O desenvolvimento da parábola é um convite forte para fazer frutificar os dons de Deus, seja a nível pessoal (dons de saúde, inteligência, coração, natureza, vida espiritual, fé…), seja a nível de comunidade humana e eclesial. Jesus quer ver frutos: escolhe os seus para que vão e dêem fruto e o fruto permaneça (Jo 15,16). No momento de tirar as contas, o elogio do proprietário vai para os servos que foram dinâmicos e criativos para fazer frutificar os bens recebidos. Pelo contrário, é inaceitável a atitude do servo “malvado e preguiçoso” (v. 26), fechado no seu mundo (v. 18), desconfiado do seu Senhor (v. 24), desempenhado e incapaz de arriscar (v. 18.25).
Para uma compreensão correcta da parábola, é preciso superar uma dúplice mentalidade comercial: seja de tipo moralístico, como se as obras pudessem produzir a salvação, que ao contrário é sempre dada gratuitamente; seja a lógica produtiva de tipo capitalista e neo-liberal . A I leitura corrige esta visão burguesa: o elogio da mulher perfeita exalta as suas habilidades humanas e domésticas de esposa e de mãe, mas sobretudo a sua abertura aos pobres (v. 20) e ao temor de Deus (v. 30). As qualidades de inteligência, capacidade empreendedora e eficácia devem ser acompanhadas por um sólido dote moral e religioso, que ajude a: evitar formas de egoísmo; a moderar a competitividade com a solidariedade, e o afano de acumular, com a partilha; a estender a outras pessoas os benefícios da própria riqueza, como também à comunidade humana e ao ambiente.
A preguiça e o desempenho são atitudes inaceitáveis, em particular perante o dom da fé e da consecutiva responsabilidade missionária de anunciar o Evangelho, que é tarefa de todos os baptizados, para que à família humana não faltem a luz, o sal, e o fermento necessários para que possa viver melhor. Não basta sermos ‘conservadores da Palavra’, por medo do risco ou por falta de iniciativa; o dom da fé empenha os cristãos para serem sobretudo promotores corajosos e generosos do Evangelho de Jesus e dos bens da salvação. O Papa Paulo VI admoesta com severidade quem não faz render o talento-dom da fé: quem ignora o mandato missionário de anunciar Jesus Cristo põe em risco a sua própria salvação pessoal e a sobrevivência da sua comunidade.

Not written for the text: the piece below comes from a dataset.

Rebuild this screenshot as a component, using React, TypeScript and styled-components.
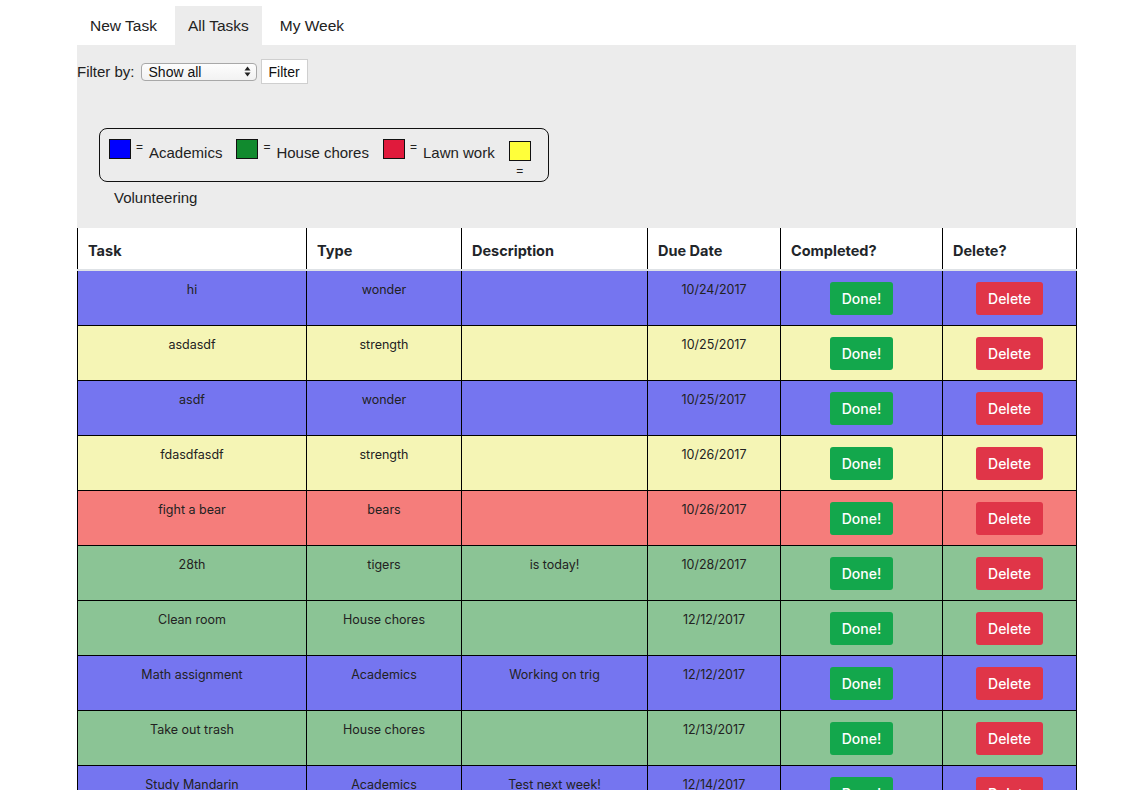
import React from "react";
import styled, { createGlobalStyle } from "styled-components";

const GlobalStyle = createGlobalStyle`
  body {
    margin: 0;
    background: #fff;
    font-family: "Liberation Sans", Arial, sans-serif;
    color: #222;
  }
`;

const Page = styled.div`
  width: 999px;
  padding: 6px 0 0 77px;
`;

const Tabs = styled.div`
  display: flex;
  gap: 5px;
  height: 39px;
`;

const Tab = styled.div<{ $active?: boolean }>`
  display: flex;
  align-items: center;
  padding: 0 13px;
  font-size: 15.5px;
  color: #222;
  background: ${(p) => (p.$active ? "#ececec" : "transparent")};
`;

const Panel = styled.div`
  background: #ececec;
  height: 183px;
  padding-top: 14px;
  box-sizing: border-box;
`;

const FilterRow = styled.div`
  display: flex;
  align-items: center;
  font-size: 15px;
  gap: 4px;
`;

const Select = styled.div`
  width: 116px;
  height: 18px;
  box-sizing: border-box;
  border: 1px solid #a8a8a8;
  border-radius: 4px;
  background: linear-gradient(#fdfdfd, #f2f2f2);
  display: flex;
  align-items: center;
  justify-content: space-between;
  padding: 0 5px 0 7px;
  font-size: 14px;
  color: #111;
  margin-left: 2px;
`;

const FilterButton = styled.button`
  height: 25px;
  padding: 0 7px;
  border: 1px solid #cfcfcf;
  background: #fff;
  font-family: "Liberation Sans", Arial, sans-serif;
  font-size: 14px;
  color: #111;
`;

const Legend = styled.div`
  margin: 44px 0 0 22px;
  width: 450px;
  height: 54px;
  box-sizing: border-box;
  border: 1px solid #111;
  border-radius: 8px;
  padding: 10px 0 0 9px;
  display: flex;
  flex-wrap: wrap;
  align-content: flex-start;
  font-size: 15px;
`;

const LegendItem = styled.div`
  display: flex;
  align-items: flex-start;
  margin-right: 14px;
`;

const Swatch = styled.div<{ $color: string }>`
  width: 22px;
  height: 20px;
  box-sizing: border-box;
  border: 1px solid #111;
  background: ${(p) => p.$color};
`;

const Equals = styled.span`
  font-size: 12px;
  margin: 1px 6px 0 5px;
  line-height: 14px;
`;

const LegendLabel = styled.span`
  margin-top: 5px;
  line-height: 18px;
`;

const StackedItem = styled.div`
  display: flex;
  flex-direction: column;
  align-items: center;
  line-height: 14px;
  padding-top: 2px;

  ${Equals} {
    margin: 3px 0 0;
  }
`;

const Overflow = styled.div`
  margin: 11px 0 0 5px;
  line-height: 18px;
  width: 100%;
`;

const Table = styled.table`
  width: 999px;
  border-collapse: collapse;
  font-family: Inter, "Liberation Sans", sans-serif;
  table-layout: fixed;
`;

const Th = styled.th<{ $w: number }>`
  width: ${(p) => p.$w}px;
  height: 42px;
  box-sizing: border-box;
  text-align: left;
  padding: 3px 10px 0;
  font-size: 14.5px;
  font-weight: 700;
  color: #212529;
  border-left: 1px solid #000;
  border-right: 1px solid #000;
  border-bottom: 2px solid #dee2e6;
  background: #fff;
`;

const Row = styled.tr<{ $bg: string }>`
  background: ${(p) => p.$bg};
`;

const Td = styled.td`
  height: 55px;
  box-sizing: border-box;
  vertical-align: top;
  text-align: center;
  padding: 11px 8px 0;
  font-size: 12.5px;
  line-height: 15px;
  color: #222;
  border: 1px solid #000;
`;

const ActionButton = styled.button<{ $kind: "done" | "delete" }>`
  height: 33px;
  padding: 0 12px;
  border: none;
  border-radius: 3px;
  font-family: Inter, "Liberation Sans", sans-serif;
  font-size: 14px;
  font-weight: 500;
  color: #fff;
  background: ${(p) => (p.$kind === "done" ? "#13a74c" : "#e03548")};
`;

const colors: Record<string, string> = {
  blue: "#7575f0",
  yellow: "#f5f5b5",
  red: "#f57d7b",
  green: "#8bc495",
};

const tasks = [
  { task: "hi", type: "wonder", desc: "", due: "10/24/2017", c: "blue" },
  { task: "asdasdf", type: "strength", desc: "", due: "10/25/2017", c: "yellow" },
  { task: "asdf", type: "wonder", desc: "", due: "10/25/2017", c: "blue" },
  { task: "fdasdfasdf", type: "strength", desc: "", due: "10/26/2017", c: "yellow" },
  { task: "fight a bear", type: "bears", desc: "", due: "10/26/2017", c: "red" },
  { task: "28th", type: "tigers", desc: "is today!", due: "10/28/2017", c: "green" },
  { task: "Clean room", type: "House chores", desc: "", due: "12/12/2017", c: "green" },
  { task: "Math assignment", type: "Academics", desc: "Working on trig", due: "12/12/2017", c: "blue" },
  { task: "Take out trash", type: "House chores", desc: "", due: "12/13/2017", c: "green" },
  { task: "Study Mandarin", type: "Academics", desc: "Test next week!", due: "12/14/2017", c: "blue" },
];

const legend = [
  { color: "#0000ff", label: "Academics" },
  { color: "#118a2e", label: "House chores" },
  { color: "#e01a3c", label: "Lawn work" },
];

const columns: [string, number][] = [
  ["Task", 229],
  ["Type", 155],
  ["Description", 186],
  ["Due Date", 133],
  ["Completed?", 162],
  ["Delete?", 134],
];

const App = () => {
  return (
    <Page>
      <GlobalStyle />
      <Tabs>
        <Tab>New Task</Tab>
        <Tab $active>All Tasks</Tab>
        <Tab>My Week</Tab>
      </Tabs>
      <Panel>
        <FilterRow>
          Filter by:
          <Select>
            <span>Show all</span>
            <svg width="7" height="11" viewBox="0 0 7 11">
              <path d="M3.5 0.5 L6.5 4.5 H0.5 Z M3.5 10.5 L6.5 6.5 H0.5 Z" fill="#222" />
            </svg>
          </Select>
          <FilterButton>Filter</FilterButton>
        </FilterRow>
        <Legend>
          {legend.map((l) => (
            <LegendItem key={l.label}>
              <Swatch $color={l.color} />
              <Equals>=</Equals>
              <LegendLabel>{l.label}</LegendLabel>
            </LegendItem>
          ))}
          <StackedItem>
            <Swatch $color="#ffff3a" />
            <Equals>=</Equals>
          </StackedItem>
          <Overflow>Volunteering</Overflow>
        </Legend>
      </Panel>
      <Table>
        <thead>
          <tr>
            {columns.map(([name, w]) => (
              <Th key={name} $w={w}>
                {name}
              </Th>
            ))}
          </tr>
        </thead>
        <tbody>
          {tasks.map((t, i) => (
            <Row key={i} $bg={colors[t.c]}>
              <Td>{t.task}</Td>
              <Td>{t.type}</Td>
              <Td>{t.desc}</Td>
              <Td>{t.due}</Td>
              <Td>
                <ActionButton $kind="done">Done!</ActionButton>
              </Td>
              <Td>
                <ActionButton $kind="delete">Delete</ActionButton>
              </Td>
            </Row>
          ))}
        </tbody>
      </Table>
    </Page>
  );
};

export default App;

O prémio recebido pelos servos comprometidos, hábeis em fazer frutificar os dons recebidos, permanece no âmbito da gratuidade e da alegria (v.21.23), que sempre acompanham o serviço ao Evangelho. “A fé não é coisa que se conserve num cofre forte para a proteger, é vida que se exprime no amor e na dedicação aos outros. Nos Evangelhos ter medo equivale a não ter fé… A parábola dos talentos ensina-nos que uma vida cristã, baseada não formalidade, na auto-protecção e no medo, mas na gratuidade, na coragem e no sentido do outro, constitui a alegria do Senhor. E a nossa” (Gustavo Gutierrez). Também o convite de Paulo (II leitura) a viver como filhos da luz e a permanecer acordados (v. 5.6) vai nesta mesma linha. Só no dom de si mesmo, no trabalho, coragem e gratuidade, crescem, se reforçam e amadurecem as pessoas e as comunidades. Só o amor pode fazer superar o medo do servo preguiçoso; o medo supera-se com a coragem do amor e do anúncio missionário.